Set in the imagined ruins of Atlantis, Versace's Spring/Summer21 show was a visual treat. “I wanted to do something disruptive and to break the rules because I think that, what worked a few months ago, does not make any sense today. Creatively, that meant finding a way to bring the DNA of Versace to a new reality and to people who have undergone a deep change,” Donatella Versace said in speaking to her reemergence on the catwalk post quarantining at home with her dog for months on end. As previously mentioned, there is a reigning call to action among fashion designers to emerge from the pandemic better and more responsible stewards of the fashion industry. That being said, Donatella was asked about her role in this ever-changing landscape of Fashion to which she said she sees the brand as “an example of inclusion, of mutual support, and acceptance of what is different from us,” in a Vogue Runway Article by Anders Christian Madsen. Perhaps most noteworthy about the Versace Runway was the brand's use of not one but THREE plus-size models for the first time ever! I would say it's finally taking the necessary steps toward change.
It wouldn't be a proper Milan Fashion Week recap without discussing the innovative Moschino Runway. Titled "No Strings Attached," Jeremy Scott's over-the-top puppet show featuring 40 miniaturized couture fashion looks and doll-ified versions of Front Row favorites like Anna Wintour and André Leon Talley stole Milan Fashion Week. “The best thing I could do for everyone who is stressed about the election, the pandemic, social unrest, and the future was to give the gift of fantasy and take us away from all of it for a few minutes; let us enjoy this little fashion world of ours,” Scott said in an interview with Anders Christian Madsen for Vogue. Despite a worldwide desire to don athleisure and comfier silhouettes during a working from home era, Scott leaned into his personal desire to "celebrate the virtues of haute couture, more relevant now than ever."
“Fashion for me is a way to talk about the values that matter today. The true acceptance of diversity. Tolerance and kindness. This is the world I want to tell through my work as a designer,” said Pierpaolo Piccioli in an interview with Tiziana Cardini for Vogue Runway. The Valentino Runway was overflowing with beautiful feminine details seen on both the male and female models. From sheer details, to lace, floral accents and ruffles, the Romantic influence and DNA of Valentino was quite evident. In addition, the Runway featured an exceptionally diverse cast, harkening back to Piccioli's desire to "highlight the values that matter today."

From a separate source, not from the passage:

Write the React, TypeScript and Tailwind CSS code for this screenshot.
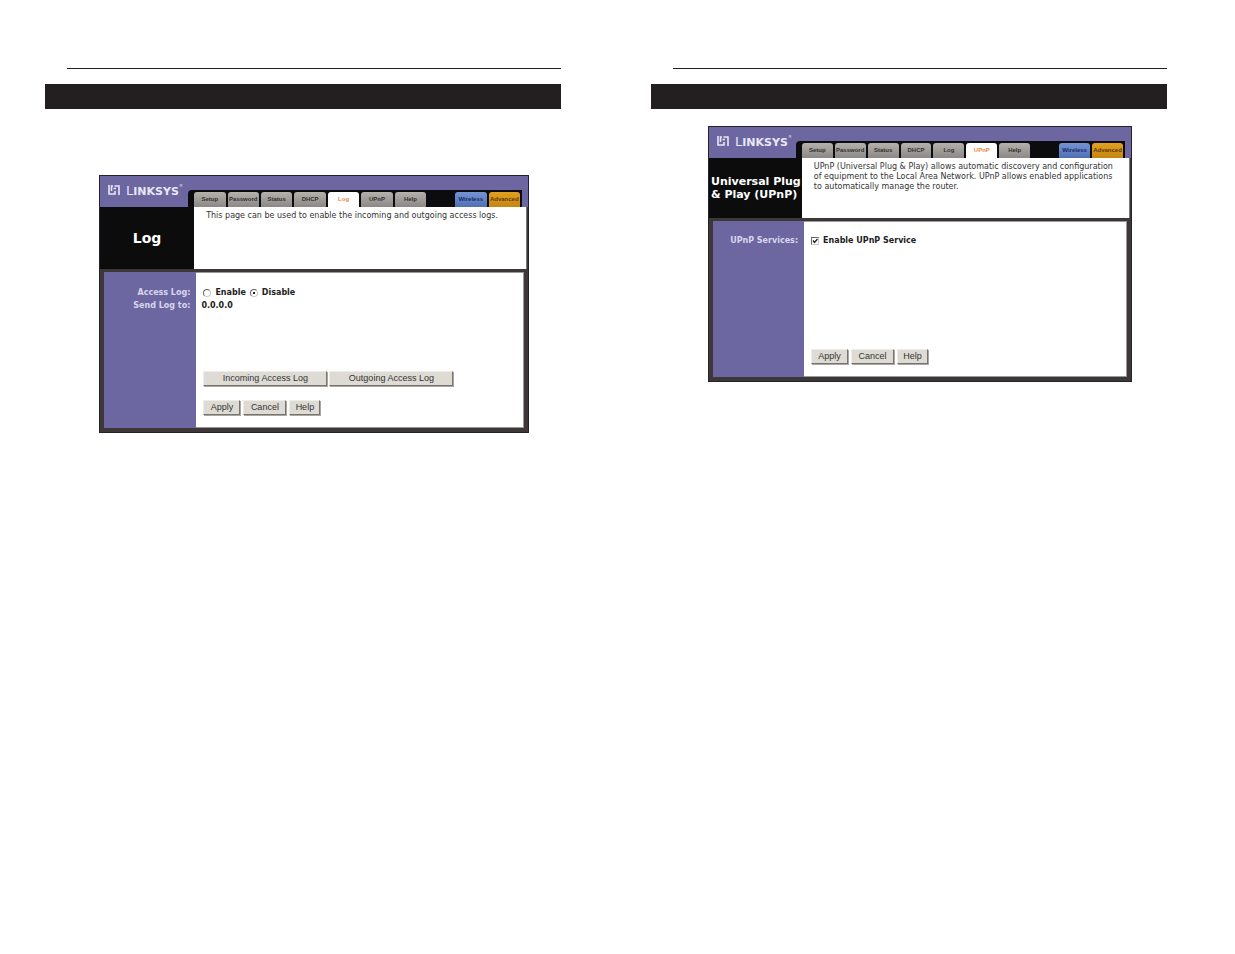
import React from "react";

type Section = "Log" | "UPnP";

interface PanelProps {
  active: Section;
  title: React.ReactNode;
  description: string;
  sidebar: React.ReactNode;
  children: React.ReactNode;
}

const tabs = ["Setup", "Password", "Status", "DHCP", "Log", "UPnP", "Help"];

const Logo = () => (
  <div className="flex h-7 items-center gap-1.5 pl-2 text-[#e9e6f6]">
    <svg
      width="12"
      height="10"
      viewBox="0 0 12 10"
      fill="none"
      stroke="currentColor"
      strokeWidth="1.6"
      aria-hidden="true"
    >
      <path d="M1 0v9h6V6M3.5 6V1H5M6.5 1H11v9M8 3.5H5.5" />
    </svg>
    <span className="flex items-baseline font-['DejaVu_Sans',sans-serif] leading-none">
      <span className="text-[13px]">L</span>
      <span className="text-[11px] font-bold">INKSYS</span>
      <span className="self-start text-[4px]">®</span>
    </span>
  </div>
);

interface TabProps {
  label: string;
  className: string;
}

const Tab = ({ label, className }: TabProps) => (
  <a
    href="#"
    className={`flex min-w-0 flex-1 items-center justify-center rounded-t-[3px] font-['Liberation_Sans',sans-serif] text-[6px] font-bold ${className}`}
  >
    {label}
  </a>
);

const PanelButton = ({ label, className }: TabProps) => (
  <button
    type="button"
    className={`h-[15px] border border-[#eeece8] border-r-[#77736f] border-b-[#77736f] bg-[#dedbd5] font-['Liberation_Sans',sans-serif] text-[9px] leading-none font-normal text-[#333] shadow-[1px_1px_0_#aaa6a0] ${className}`}
  >
    {label}
  </button>
);

const FormButtons = () => (
  <div className="flex gap-[3px]">
    <PanelButton label="Apply" className="w-[37px]" />
    <PanelButton label="Cancel" className="w-[43px]" />
    <PanelButton label="Help" className="w-[31px]" />
  </div>
);

const Panel = ({ active, title, description, sidebar, children }: PanelProps) => (
  <section className="border border-[#25222f] bg-[#3d3837] font-['DejaVu_Sans',sans-serif]">
    <header className="grid grid-cols-[22%_1fr] bg-[#6c66a1]">
      <Logo />
      <div className="pt-3.5 pr-1.5">
        <nav className="-ml-1.5 flex h-[17px] gap-0.5 rounded-tl-sm bg-[#0c0c0e] pt-0.5 pr-0.5 pl-1.5">
          {tabs.map((tab) => (
            <Tab
              key={tab}
              label={tab}
              className={
                tab === active
                  ? "bg-white text-[#ee8440]"
                  : "bg-linear-to-b from-[#b5b2ae] to-[#8b8885] text-[#34302f]"
              }
            />
          ))}
          <div className="w-[25px]" />
          <Tab
            label="Wireless"
            className="bg-linear-to-b from-[#7692d4] to-[#5070b4] text-[#192b60]"
          />
          <Tab
            label="Advanced"
            className="bg-linear-to-b from-[#e2a020] to-[#c58610] text-[#60380b]"
          />
        </nav>
      </div>
    </header>
    <div
      className={`grid grid-cols-[22%_1fr] ${
        active === "Log" ? "min-h-[62px]" : "min-h-[60px]"
      }`}
    >
      <h2
        className={`flex items-center bg-[#0c0c0c] font-bold text-white ${
          active === "Log"
            ? "justify-center text-[14px]"
            : "pl-0.5 text-[11px] leading-[13px] whitespace-nowrap"
        }`}
      >
        {title}
      </h2>
      <p className="mr-px border-r border-[#777] bg-white pt-1 pr-4 pl-3 text-[8px] leading-[10px] text-[#333]">
        {description}
      </p>
    </div>
    <form
      className="grid min-h-[163px] grid-cols-[22%_1fr] border-4 border-t-[3px] border-[#3d3837] bg-white text-[8px] font-bold"
      onSubmit={(e) => e.preventDefault()}
    >
      <div className="bg-[#6c66a1] pr-1.5 text-right leading-[13px] text-[#d9d6ed]">
        {sidebar}
      </div>
      <div className="flex flex-col justify-between border-t border-r border-b border-[#999] pl-[7px] text-[#222]">
        {children}
      </div>
    </form>
  </section>
);

const Radio = ({ label, checked }: { label: string; checked?: boolean }) => (
  <label className="flex items-center gap-1">
    <input
      type="radio"
      name="access-log"
      defaultChecked={checked}
      className="size-2 appearance-none rounded-full border border-[#ccc] border-t-[#666] border-l-[#666] bg-white bg-radial from-white from-30% to-white checked:from-[#222] checked:to-30%"
    />
    {label}
  </label>
);

const ManualPage = ({ children }: { children: React.ReactNode }) => (
  <article className="min-w-0">
    <hr className="ml-[22px] border-[#231f20]" />
    <div className="mt-[15px] h-[25px] bg-[#231f20]" />
    {children}
  </article>
);

const App: React.FC = () => {
  return (
    <main className="grid min-h-screen grid-cols-2 gap-[90px] bg-white pt-[68px] pr-[68px] pl-[45px]">
      <ManualPage>
        <div className="mt-[66px] mr-8 ml-[54px]">
          <Panel
            active="Log"
            title="Log"
            description="This page can be used to enable the incoming and outgoing access logs."
            sidebar={
              <div className="pt-3.5">
                <p>Access Log:</p>
                <p>Send Log to:</p>
              </div>
            }
          >
            <div className="pt-[13px] leading-[13px]">
              <div className="flex gap-1">
                <Radio label="Enable" />
                <Radio label="Disable" checked />
              </div>
              <p className="-ml-0.5">0.0.0.0</p>
            </div>
            <div className="flex flex-col gap-3.5 pb-3">
              <div className="flex gap-0.5">
                <PanelButton label="Incoming Access Log" className="w-[124px]" />
                <PanelButton label="Outgoing Access Log" className="w-[124px]" />
              </div>
              <FormButtons />
            </div>
          </Panel>
        </div>
      </ManualPage>

      <ManualPage>
        <div className="mt-[17px] mr-[35px] ml-[57px]">
          <Panel
            active="UPnP"
            title={
              <span>
                Universal Plug
                <br />
                &amp; Play (UPnP)
              </span>
            }
            description="UPnP (Universal Plug & Play) allows automatic discovery and configuration of equipment to the Local Area Network. UPnP allows enabled applications to automatically manage the router."
            sidebar={<p className="pt-[13px]">UPnP Services:</p>}
          >
            <label className="flex items-center gap-1 pt-3 leading-[13px]">
              <input
                type="checkbox"
                defaultChecked
                className="peer size-2 appearance-none border border-[#ccc] border-t-[#666] border-l-[#666] bg-white"
              />
              <svg
                className="-ml-3 hidden size-2 peer-checked:block"
                viewBox="0 0 8 8"
                fill="none"
                stroke="#222"
                strokeWidth="1.3"
                aria-hidden="true"
              >
                <path d="M2 3.5 3.5 5.5 6.5 2" />
              </svg>
              Enable UPnP Service
            </label>
            <div className="pb-3">
              <FormButtons />
            </div>
          </Panel>
        </div>
      </ManualPage>
    </main>
  );
};

export default App;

As a reminder, this blog post is a "highlight reel," showcasing my favorites from Milan Fashion Week and not an all-encompassing recap of Fashion Week. Personally, I quite enjoyed being able to compare the NYFW experience to the one in Milan and loved seeing both similarities in trends being showcased for the Spring/Summer21 season as well as the vast differences illuminated between different cultures and their subsequent fashions.
AlmostFabMe's Main Takeaways from Milan Fashion Week:
*Shoutout to diversity on the Runway (I see you Versace).
*The Italian woman is READY for her post-Quarantine/WFH coming out party.
*Accessories are an integral part of his and her head-to-toe look.
*Designers are pulling from the archives as an innovative way to practice sustainability and up-cycling. What's old is new again!